How We Test Tools
Last updated: April 3, 2026
We review tools for practical work, not for demo-day hype. Our process is built to answer four questions: does the tool solve a real problem, how much friction does it add, what are the trade-offs, and who should skip it?
1. Real workflow use
- We prefer testing tools inside realistic tasks such as drafting, automation setup, note capture, research, or browser-based document handling.
- We do not treat feature lists as proof of value.
- Where possible, we compare results against the simpler alternative, not just against other AI products.
2. What we evaluate
- Setup friction: how hard it is to get useful output on day one.

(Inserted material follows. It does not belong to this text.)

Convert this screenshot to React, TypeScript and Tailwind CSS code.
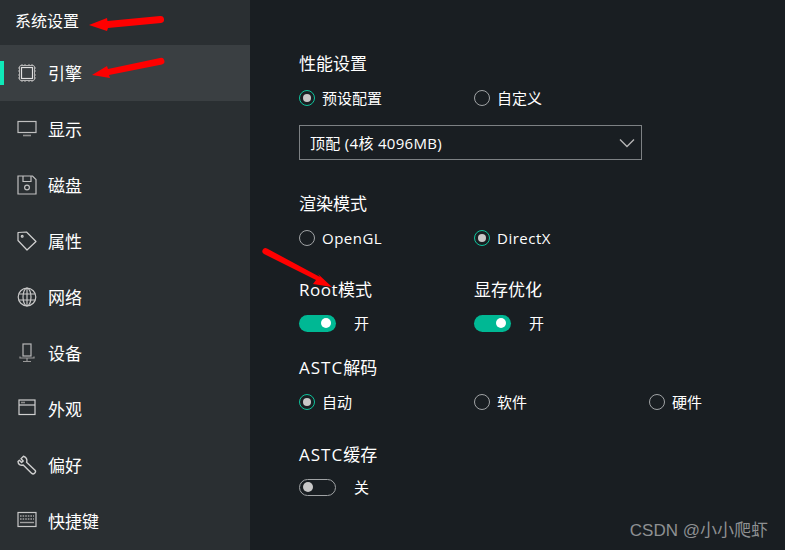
import React from 'react';

const FONT = "font-['Open_Sans','Noto_Sans_CJK_SC',sans-serif]";

const ChipIcon = () => (
  <svg width="20" height="20" viewBox="0 0 20 20" fill="none" stroke="#b4b4b4">
    <rect x="2.5" y="2.5" width="15" height="15" rx="1.5" strokeWidth="1" />
    <rect x="4.5" y="4.5" width="11" height="11" stroke="#e0e0e0" strokeWidth="1.2" />
    <path d="M5 1v1.5M8 1v1.5M12 1v1.5M15 1v1.5M5 17.5V19M8 17.5V19M12 17.5V19M15 17.5V19M1 5h1.5M1 8h1.5M1 12h1.5M1 15h1.5M17.5 5H19M17.5 8H19M17.5 12H19M17.5 15H19" strokeWidth="1" />
  </svg>
);

const MonitorIcon = () => (
  <svg width="20" height="20" viewBox="0 0 20 20" fill="none" stroke="#c0c0c0" strokeWidth="1.2">
    <rect x="1" y="2.5" width="18" height="11" />
    <path d="M6 16.5h8" strokeWidth="1.6" stroke="#8f8f8f" />
  </svg>
);

const SaveIcon = () => (
  <svg width="20" height="20" viewBox="0 0 20 20" fill="none" stroke="#c0c0c0" strokeWidth="1.2">
    <path d="M1 1h14.5L19 4.5V19H1z" />
    <path d="M6 1v5.5h8V1" />
    <circle cx="10" cy="12.5" r="2.4" />
  </svg>
);

const TagIcon = () => (
  <svg width="20" height="20" viewBox="0 0 20 20" fill="none" stroke="#d0d0d0" strokeWidth="1.2" strokeLinejoin="round">
    <path d="M1 1.5L9.5 1L19 10.5L10 19L1 9.5z" />
    <circle cx="5.2" cy="5.2" r="0.9" />
  </svg>
);

const GlobeIcon = () => (
  <svg width="20" height="20" viewBox="0 0 20 20" fill="none" stroke="#c8c8c8" strokeWidth="1.2">
    <circle cx="10" cy="10" r="8.8" />
    <ellipse cx="10" cy="10" rx="4" ry="8.8" />
    <path d="M10 1.2v17.6M1.8 7h16.4M1.8 13h16.4" />
  </svg>
);

const DeviceIcon = () => (
  <svg width="20" height="20" viewBox="0 0 20 20" fill="none" stroke="#b8b8b8" strokeWidth="1.2">
    <rect x="6" y="1" width="8" height="12" />
    <path d="M3 13.5v1.5h14v-1.5" stroke="#999" />
    <path d="M10 15v3M6 18.5h8" stroke="#999" />
  </svg>
);

const WindowIcon = () => (
  <svg width="20" height="20" viewBox="0 0 20 20" fill="none" stroke="#d0d0d0" strokeWidth="1.2">
    <rect x="2" y="1" width="16" height="14.5" />
    <path d="M2 6h16" />
    <path d="M4 3.5h4" stroke="#8a8a8a" strokeWidth="1.6" />
  </svg>
);

const WrenchIcon = () => (
  <svg width="20" height="20" viewBox="0 0 20 20" fill="none" stroke="#d0d0d0" strokeWidth="1.4" strokeLinejoin="round">
    <path d="M6.5 1.2L4 3.7l2.2 2.2-1.6 1.6L2.4 5.3 1 6.6c0 2.6 2.6 4.4 5.2 3.4l8.6 8.4c.8.7 1.8.7 2.6 0l.6-.7c.7-.8.7-1.7 0-2.5L9.6 7.2c.9-2.8-.6-5.4-3.1-6z" />
  </svg>
);

const KeyboardIcon = () => (
  <svg width="20" height="20" viewBox="0 0 20 20" fill="none" stroke="#c8c8c8" strokeWidth="1.2">
    <rect x="1" y="1.5" width="18" height="14" />
    <path d="M3 5h14M3 8h14" stroke="#a0a0a0" strokeWidth="1.4" strokeDasharray="1.6 1" />
    <path d="M3 11.5h14" stroke="#a0a0a0" strokeWidth="1.4" />
  </svg>
);

const MENU = [
  { label: '引擎', icon: <ChipIcon />, active: true },
  { label: '显示', icon: <MonitorIcon /> },
  { label: '磁盘', icon: <SaveIcon /> },
  { label: '属性', icon: <TagIcon /> },
  { label: '网络', icon: <GlobeIcon /> },
  { label: '设备', icon: <DeviceIcon /> },
  { label: '外观', icon: <WindowIcon /> },
  { label: '偏好', icon: <WrenchIcon /> },
  { label: '快捷键', icon: <KeyboardIcon /> },
];

const Radio = ({ label, checked, latin }: { label: string; checked?: boolean; latin?: boolean }) => (
  <div className="flex items-center gap-[7px]">
    <span className={`flex h-4 w-4 items-center justify-center rounded-full border-[1.5px] ${checked ? 'border-[#0fc39c]' : 'border-[#a0a3a5]'}`}>
      {checked && <span className="h-2 w-2 rounded-full bg-[#c8c8c8]" />}
    </span>
    <span className={`text-[15px] leading-6 text-white ${latin ? 'tracking-[0.5px]' : ''}`}>{label}</span>
  </div>
);

const Toggle = ({ on }: { on: boolean }) => (
  <div className="flex items-center">
    {on ? (
      <span className="flex h-[17px] w-[37px] items-center justify-end rounded-full bg-[#00b894] pr-[5px]">
        <span className="h-[10px] w-[10px] rounded-full bg-white" />
      </span>
    ) : (
      <span className="flex h-[17px] w-[37px] items-center rounded-full border-[1.5px] border-[#a0a3a5] pl-[3px]">
        <span className="h-[10px] w-[10px] rounded-full bg-[#c8c8c8]" />
      </span>
    )}
    <span className="ml-[18px] text-[15px] leading-6 text-white">{on ? '开' : '关'}</span>
  </div>
);

const Title = ({ children }: { children: React.ReactNode }) => (
  <div className="h-6 pt-px text-[17px] leading-6 text-white">{children}</div>
);

export default function App() {
  return (
    <div className={`relative flex h-[550px] w-[785px] overflow-hidden bg-[#191e22] ${FONT}`}>
      <aside className="flex w-[250px] shrink-0 flex-col bg-[#2a2f32]">
        <div className="flex h-[45px] items-center pl-[15px] pb-[4px] text-base text-white">系统设置</div>
        {MENU.map((item) => (
          <div
            key={item.label}
            className={`relative flex h-[56px] items-center pl-[17px] ${item.active ? 'bg-[#3a3f42]' : ''}`}
          >
            {item.active && <span className="absolute left-0 top-[16px] h-6 w-1 bg-[#0fe8b8]" />}
            {item.icon}
            <span className="ml-[11px] pt-[2px] text-[17px] text-white">{item.label}</span>
          </div>
        ))}
      </aside>

      <main className="min-w-0 flex-1 pl-[49px] pt-[51px]">
        <Title>性能设置</Title>
        <div className="mt-[11px] grid grid-cols-[175px_175px_175px]">
          <Radio label="预设配置" checked />
          <Radio label="自定义" />
        </div>
        <div className="mt-[15px] flex h-[35px] w-[343px] items-center justify-between border border-[#7d8184] pl-[10px] pr-[6px] text-[15px] text-white">
          <span className="pt-px tracking-[0.3px]">顶配 (4核 4096MB)</span>
          <svg width="16" height="10" viewBox="0 0 16 10" fill="none" stroke="#b4b4b4" strokeWidth="1.4">
            <path d="M1 1.5l7 7 7-7" />
          </svg>
        </div>

        <div className="mt-[31px]"><Title>渲染模式</Title></div>
        <div className="mt-[11px] grid grid-cols-[175px_175px_175px]">
          <Radio label="OpenGL" latin />
          <Radio label="DirectX" checked latin />
        </div>

        <div className="mt-[27px] grid grid-cols-[175px_175px_175px]">
          <Title><span className="tracking-[0.5px]">Root</span>模式</Title>
          <Title>显存优化</Title>
        </div>
        <div className="mt-[10px] grid grid-cols-[175px_175px_175px]">
          <Toggle on />
          <Toggle on />
        </div>

        <div className="mt-[20px]"><Title><span className="tracking-[1px]">ASTC</span>解码</Title></div>
        <div className="mt-[11px] grid grid-cols-[175px_175px_175px]">
          <Radio label="自动" checked />
          <Radio label="软件" />
          <Radio label="硬件" />
        </div>

        <div className="mt-[28px]"><Title><span className="tracking-[1px]">ASTC</span>缓存</Title></div>
        <div className="mt-[9px]"><Toggle on={false} /></div>
      </main>

      <div className="absolute bottom-[9px] right-[17px] font-['Liberation_Sans','Noto_Sans_CJK_SC',sans-serif] text-[17px] leading-5 text-[#8e9092]">CSDN @小小爬虾</div>

      {/* red annotation arrows on top of the screenshot */}
      <svg className="pointer-events-none absolute left-0 top-0" width="785" height="550" fill="#f00">
        <path d="M89 25L107 18L107.5 21L160 16A3.2 3.2 0 0 1 161 23L108 28L107 31z" />
        <path d="M92 75L107 66L108 69L160 58A3 3 0 0 1 162 64.5L109 75L110 78z" />
        <path d="M332 287L313 284L316 280L264 254A3 3 0 0 1 267 248.5L320 277L318 274z" />
      </svg>
    </div>
  );
}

- Output quality: whether the tool saves revision time or creates cleanup work.
- Reliability: consistency, limits, and failure modes.
- Privacy and control: whether data stays local, what gets uploaded, and how much permission the product requires.
- Value: whether paid tiers are justified for the target user.
3. Evidence requirements
- For reviews and comparisons, we verify current pricing and plan details against official vendor pages.
- For browser-based tools we build ourselves, we test core flows locally before release and keep instructions close to the interface.
- When a conclusion is based on a short evaluation rather than long-term use, we should say so plainly.
4. What we avoid
- We do not recommend a tool only because it is popular.
- We do not hide meaningful drawbacks to preserve affiliate revenue.
- We do not publish comparison pages without checking time-sensitive claims first.
5. Review cadence
AI tools change quickly, so important evergreen pages are revisited on a rolling basis. When a material change affects a recommendation, we update the article and refresh its verification date.